The subtext of the entire update is that it is vitally important for clinicians—the front-line defense against these pathogens—is armed with the knowledge necessary to recognize and treat these diseases as well as know when to sound the alarm.

As my hero Louis Pasteur famously said, “chance favors the prepared mind” and our hope is that our paper will prepared the minds of those crucial to protecting this nation from another bioattack.

 

 

The "Laptop of Doom" & the Threat of Bioterrorism

Commenting on the ongoing Ebola outbreak, I often note that all the novel medications and vaccines being put in trials are the result of a recognition, post-anthrax, that Ebola could be a potential bioweapon.
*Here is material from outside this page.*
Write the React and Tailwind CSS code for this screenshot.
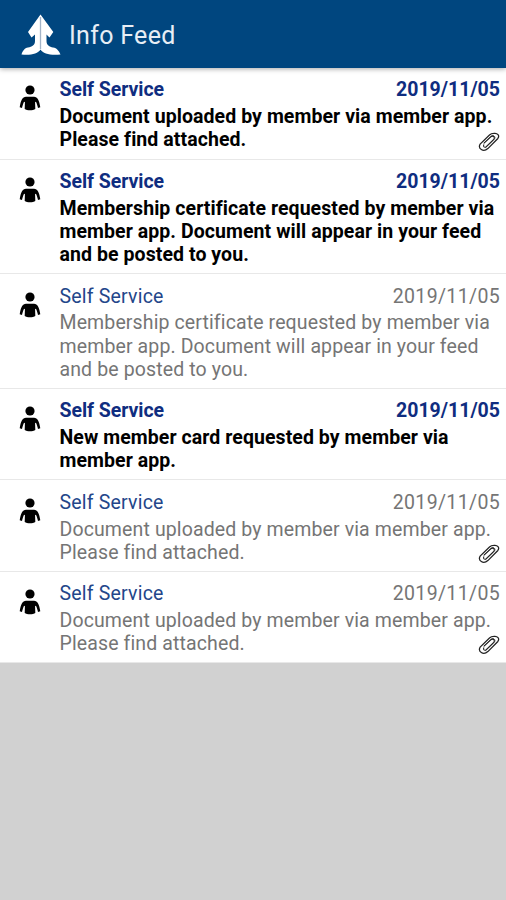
import React from 'react';

const items = [
  {
    id: 1,
    lines: ['Document uploaded by member via member app.', 'Please find attached.'],
    unread: true,
    attachment: true
  },
  {
    id: 2,
    lines: [
      'Membership certificate requested by member via',
      'member app. Document will appear in your feed',
      'and be posted to you.'
    ],
    unread: true
  },
  {
    id: 3,
    lines: [
      'Membership certificate requested by member via',
      'member app. Document will appear in your feed',
      'and be posted to you.'
    ]
  },
  {
    id: 4,
    lines: ['New member card requested by member via', 'member app.'],
    unread: true
  },
  {
    id: 5,
    lines: ['Document uploaded by member via member app.', 'Please find attached.'],
    attachment: true
  },
  {
    id: 6,
    lines: ['Document uploaded by member via member app.', 'Please find attached.'],
    attachment: true
  }
];

const Logo = () => (
  <svg className="w-10 h-[42px] mt-[2px] shrink-0" viewBox="0 0 40 42">
    <path
      d="M19.500 0.500 L32.300 18 L28.500 23.500 L25.500 20.500 V27 C25.500 31 28.500 33 32 33.500 C36 34 38 37 39.500 40.500 C30 41.500 22 40 19.500 35.500 C17 40 9 41.500 0.500 40.500 C1.500 37 3.500 34 7 33.500 C11 33 14 31 14 27 V20.500 L10.500 23.500 L7 18 Z"
      fill="#fff"
    />
    <path d="M19.500 3 V35" stroke="#a3b4c8" strokeWidth="1.300" />
  </svg>
);

const Person = () => (
  <svg className="w-[22px] h-[26px] shrink-0" viewBox="0 0 22 26">
    <circle cx="11" cy="5" r="4.600" />
    <path d="M7 11.700 H15 C18.500 11.700 20.300 15.500 21.300 22.300 L19 23 C18.500 20.500 17.800 18.500 16.300 16.500 V24 C14 25.700 8 25.700 5.700 24 V16.500 C4.200 18.500 3.500 20.500 3 23 L0.700 22.300 C1.700 15.500 3.500 11.700 7 11.700 Z" />
    <path d="M5.300 17 L4.500 24 M16.700 17 L17.500 24" stroke="#fff" strokeWidth="1" />
  </svg>
);

const Paperclip = () => (
  <svg
    className="absolute right-[6px] bottom-[7px] w-[22px] h-[20px]"
    viewBox="0 0 23 21"
    fill="none"
    strokeLinecap="round"
  >
    <path
      d="M6.500 11.500 L13.300 5.200 C15.700 3 18.400 5.600 16.200 7.900 L8.600 15.300 C6.900 17 4.900 15.200 6.100 13.500"
      stroke="#222"
      strokeWidth="1.100"
    />
    <path
      d="M6.200 11.800 L14 4.300 C15.200 3.200 16.800 3.800 17.400 4.800 C18.100 6 17.500 7.200 16.500 8.200 L8.300 16"
      stroke="#222"
      strokeWidth="0.900"
    />
    <path
      d="M16.500 1.500 C20.500 0.800 23 3.800 20.800 6.800 L10.300 17.400 C5.500 21.700 -0.500 17.500 2.200 12.700 L12 3.200 C13.500 1.800 15 1.500 16.500 1.500"
      stroke="#222"
      strokeWidth="1.300"
    />
  </svg>
);

const FeedItem = ({ item }) => (
  <li
    className={`relative flex pl-[19px] pr-[6px] pt-[10.450px] pb-[7px] border-b border-[#e8e8e8] ${item.unread ? 'font-bold' : ''}`}
  >
    <div className="w-[40.500px] shrink-0 pt-[7px]">
      <Person />
    </div>
    <div className="flex-1 min-w-0">
      <div className={`flex justify-between mb-[3.900px] leading-[23px] ${item.unread ? 'text-[#0f2d80]' : 'text-[#23468a]'}`}>
        <span className={item.unread ? 'tracking-[-0.050px]' : 'tracking-[0.200px]'}>Self Service</span>
        <span className={item.unread ? 'tracking-[0px]' : 'tracking-[0.350px] text-[#757575]'}>2019/11/05</span>
      </div>
      <div
        className={`leading-[23.100px] whitespace-nowrap ${item.unread ? 'text-black tracking-[0.070px]' : 'text-[#757575] tracking-[0.120px]'}`}
      >
        {item.lines.map((line, index) => (
          <div key={index}>{line}</div>
        ))}
      </div>
    </div>
    {item.attachment && <Paperclip />}
  </li>
);

const App = () => {
  return (
    <div className="flex flex-col h-screen bg-[#d1d1d1] overflow-hidden font-['Roboto',sans-serif] text-[19.500px]">
      <header className="relative flex items-center h-[68px] shrink-0 pl-[21px] bg-[#00467f] text-[#e8eef5] shadow-[0_1px_5px_rgba(0,0,0,0.35)]">
        <Logo />
        <h1 className="ml-2 mt-[3px] text-[25px] tracking-[0.300px]">Info Feed</h1>
      </header>
      <ul className="bg-white">
        {items.map((item) => (
          <FeedItem key={item.id} item={item} />
        ))}
      </ul>
    </div>
  );
};

export default App;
Almost 13 years have passed since Amerithrax and many have forgotten about the sense of alarm and calamity that gripped the nation in October of 2001. 

The specter of bioterrorism is in the headlines again with the revelation that a laptop found in Syria contained information about using plague as bioweapon. 

Unlike anthrax, plague--caused by the bacterium Yersinia pestis--can be transmissible from person-to-person.

Plague, like anthrax and Ebola, is also classified in the highest priority category (A) and has a long history of use as a bioweapon that stretches back to the times of The Black Death, when a Tartar commander catapulted plague-stricken corpses into the city of Caffa.

In the modern era, the bioweapons programs of the Soviets (and the US) also sought to weaponize plague. One fact that would delimit plague's effectiveness, however, is the fact that it is easily treatable with antibiotics and, upon exposure, prompt administration of antibiotics can abort infection. 

The lesson I draw from the discovery of this laptop is that, despite an absence from the headlines, the threat of bioterrorism is itself not absent.